Below is a very simple and generic cache script for PHP web pages which you can copy-paste and use almost instantly in your website. What it does is store an instance of the dynamically generated web page as an HTML file and it then counter checks with a predefined time period that you set whether to display the cached instance or to dynamically generate the page again. The longer the time period between dynamic generation, the greater the savings in terms of CPU usage and database queries.

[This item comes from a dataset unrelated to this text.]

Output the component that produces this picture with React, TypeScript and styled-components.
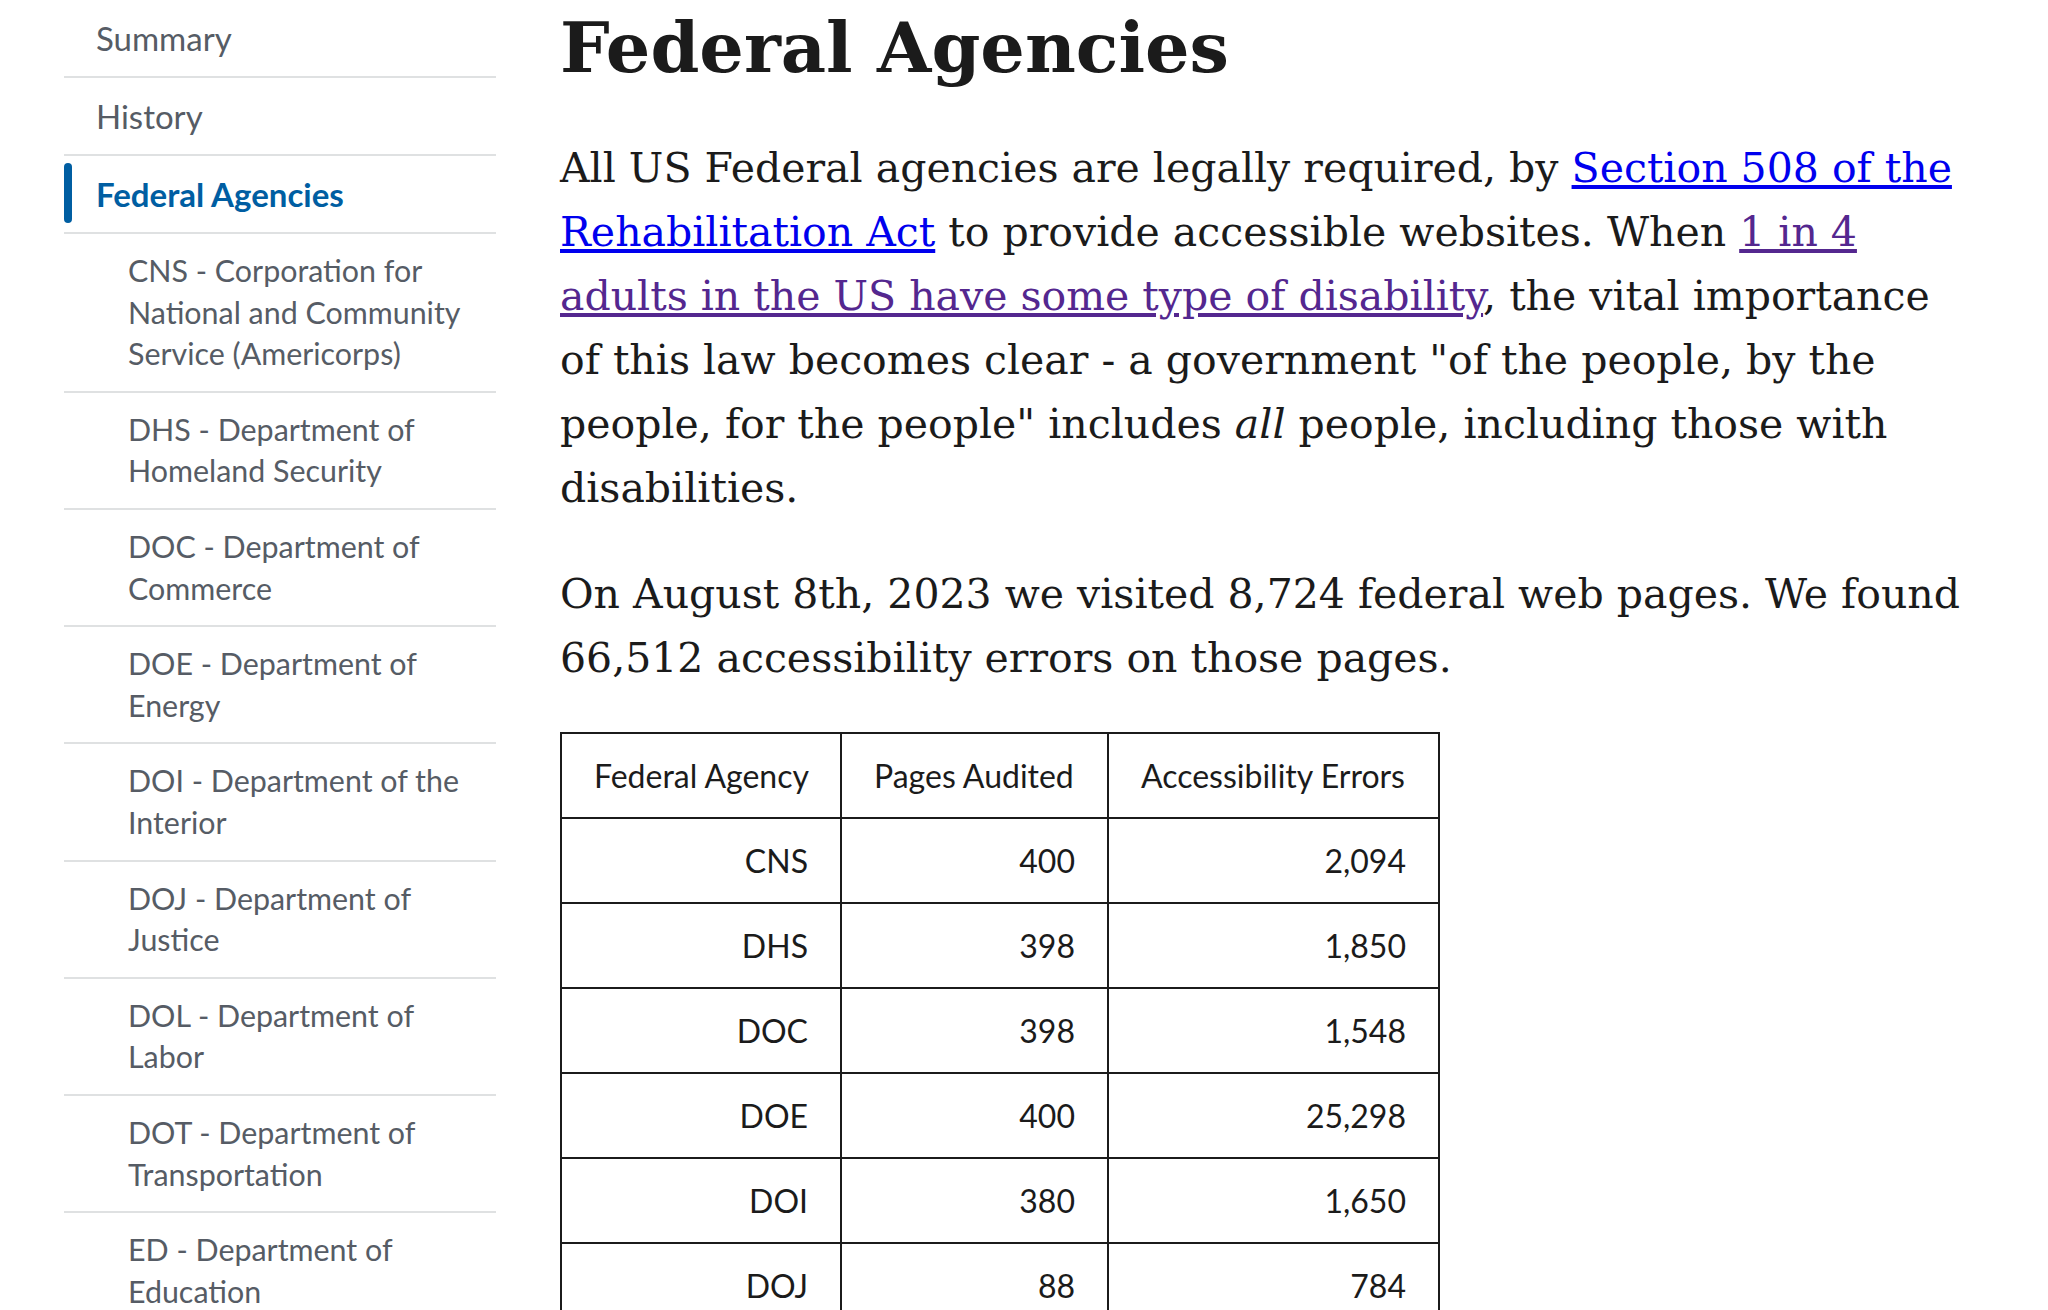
import React from "react";
import styled, { createGlobalStyle, css } from "styled-components";

const GlobalStyle = createGlobalStyle`
  *, *::before, *::after { box-sizing: border-box; }
  html, body {
    margin: 0;
    padding: 0;
    background: #ffffff;
    overflow: hidden;
  }
`;

const SANS = `"Lato", "Source Sans Pro", "Noto Sans", sans-serif`;
const SERIF = `"DejaVu Serif", "Merriweather", Georgia, serif`;

const Page = styled.div`
  display: grid;
  grid-template-columns: 432px 1412px;
  column-gap: 64px;
  padding-left: 64px;
  align-items: start;
`;

const SideNav = styled.nav``;

const NavList = styled.ul`
  list-style: none;
  margin: 0;
  padding: 0;
`;

const NavItem = styled.li`
  border-top: 2px solid #dfe1e2;
  &:first-child {
    border-top: none;
  }
`;

const NavLink = styled.a<{ $current?: boolean }>`
  display: block;
  position: relative;
  padding: 16px 32px;
  font-family: ${SANS};
  font-size: 33px;
  line-height: 44px;
  color: #565c65;
  text-decoration: none;
  ${(p) =>
    p.$current &&
    css`
      color: #005ea2;
      font-weight: 700;
      &::after {
        content: "";
        position: absolute;
        left: 0;
        top: 7px;
        bottom: 9px;
        width: 8px;
        border-radius: 4px;
        background: #005ea2;
      }
    `}
`;

const SubList = styled.ul`
  list-style: none;
  margin: 0;
  padding: 0;
`;

const SubItem = styled.li`
  border-top: 2px solid #dfe1e2;
`;

const SubLink = styled.a`
  display: block;
  padding: 16px 16px 16px 64px;
  font-family: ${SANS};
  font-size: 30.4px;
  line-height: 41.6px;
  color: #565c65;
  text-decoration: none;
`;

const Main = styled.main`
  color: #1b1b1b;
`;

const Title = styled.h1`
  margin: 0 0 40px;
  font-family: ${SERIF};
  font-weight: 700;
  font-size: 70px;
  line-height: 96px;
  color: #1b1b1b;
`;

const Prose = styled.p`
  margin: 0 0 42px;
  font-family: ${SERIF};
  font-size: 41px;
  line-height: 64px;
  color: #1b1b1b;
`;

const Link = styled.a<{ $visited?: boolean }>`
  color: ${(p) => (p.$visited ? "#54278f" : "#0000ee")};
  text-decoration: underline;
`;

const Table = styled.table`
  border-collapse: collapse;
  table-layout: fixed;
  width: 878px;
  font-family: ${SANS};
  font-size: 32px;
  line-height: 51px;
  color: #1b1b1b;
`;

const HeadCell = styled.th<{ $w: number }>`
  width: ${(p) => p.$w}px;
  border: 2px solid #1b1b1b;
  padding: 16px 32px;
  font-weight: 400;
  text-align: left;
  white-space: nowrap;
`;

const Cell = styled.td`
  border: 2px solid #1b1b1b;
  padding: 16px 32px;
  text-align: right;
  white-space: nowrap;
`;

const subAgencies = [
  "CNS - Corporation for National and Community Service (Americorps)",
  "DHS - Department of Homeland Security",
  "DOC - Department of Commerce",
  "DOE - Department of Energy",
  "DOI - Department of the Interior",
  "DOJ - Department of Justice",
  "DOL - Department of Labor",
  "DOT - Department of Transportation",
  "ED - Department of Education",
];

const rows: [string, string, string][] = [
  ["CNS", "400", "2,094"],
  ["DHS", "398", "1,850"],
  ["DOC", "398", "1,548"],
  ["DOE", "400", "25,298"],
  ["DOI", "380", "1,650"],
  ["DOJ", "88", "784"],
];

export default function App() {
  return (
    <>
      <GlobalStyle />
      <Page>
        <SideNav aria-label="Side navigation">
          <NavList>
            <NavItem>
              <NavLink href="#summary">Summary</NavLink>
            </NavItem>
            <NavItem>
              <NavLink href="#history">History</NavLink>
            </NavItem>
            <NavItem>
              <NavLink href="#federal" $current aria-current="page">
                Federal Agencies
              </NavLink>
              <SubList>
                {subAgencies.map((s) => (
                  <SubItem key={s}>
                    <SubLink href="#">{s}</SubLink>
                  </SubItem>
                ))}
              </SubList>
            </NavItem>
          </NavList>
        </SideNav>
        <Main>
          <Title>Federal Agencies</Title>
          <Prose>
            All US Federal agencies are legally required, by{" "}
            <Link href="#">Section 508 of the Rehabilitation Act</Link> to provide
            accessible websites. When{" "}
            <Link href="#" $visited>
              1 in 4 adults in the US have some type of disability
            </Link>
            , the vital importance of this law becomes clear - a government "of the
            people, by the people, for the people" includes <em>all</em> people,
            including those with disabilities.
          </Prose>
          <Prose>
            On August 8th, 2023 we visited 8,724 federal web pages. We found 66,512
            accessibility errors on those pages.
          </Prose>
          <Table>
            <thead>
              <tr>
                <HeadCell $w={280}>Federal Agency</HeadCell>
                <HeadCell $w={267}>Pages Audited</HeadCell>
                <HeadCell $w={331}>Accessibility Errors</HeadCell>
              </tr>
            </thead>
            <tbody>
              {rows.map((r) => (
                <tr key={r[0]}>
                  <Cell>{r[0]}</Cell>
                  <Cell>{r[1]}</Cell>
                  <Cell>{r[2]}</Cell>
                </tr>
              ))}
            </tbody>
          </Table>
        </Main>
      </Page>
    </>
  );
}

1. First create a folder in your hosting account where you’ll be housing the cached data. In this example the cache folder is located at http://www.yourdomain.com/cache

2. Next, copy-paste the script below at the start of the PHP page you want cached. We are assuming here that the dynamically generated page is utilizing the GET variable “id”, such as: http://www.yourdomain.com/index.php?id=XXXX:

<?php
ob_start(); //turn on output buffering for PHP

//check if variable id is present and is an integer, if not, redirect to homepage
if ($_GET['id']=="" or !is_numeric($_GET['id']))
{
header("location:index.php");
}
$id=$_GET['id'];

//absolute path to cache file. For simplicity the cached version of the page is saved as the ID number
$cachefile = $_SERVER['DOCUMENT_ROOT']."/cache/$id.html";
//duration before the cache is refreshed in seconds. Setting below is for a 3 day cache. Change as you see fit.

$cachetime = 259200;

// Serve from the cache if it is younger than $cachetime

if (file_exists($cachefile) && (time() - $cachetime
< filemtime($cachefile)))
{

include($cachefile); //display the cache file

// if cache is display, exit the script
exit;

}

//if cache is not present or is too old, run the rest of the script......

//place a time stamp on the cache to easily check when a page was last cached...you can place this a meta variable in your HTML header i.e. <meta name="date" content="<?=$cachedate;?>"/>
$cachedate=date("F d Y H:i:s");

//THE REST OF YOUR PHP AND HTML CODE GOES HERE................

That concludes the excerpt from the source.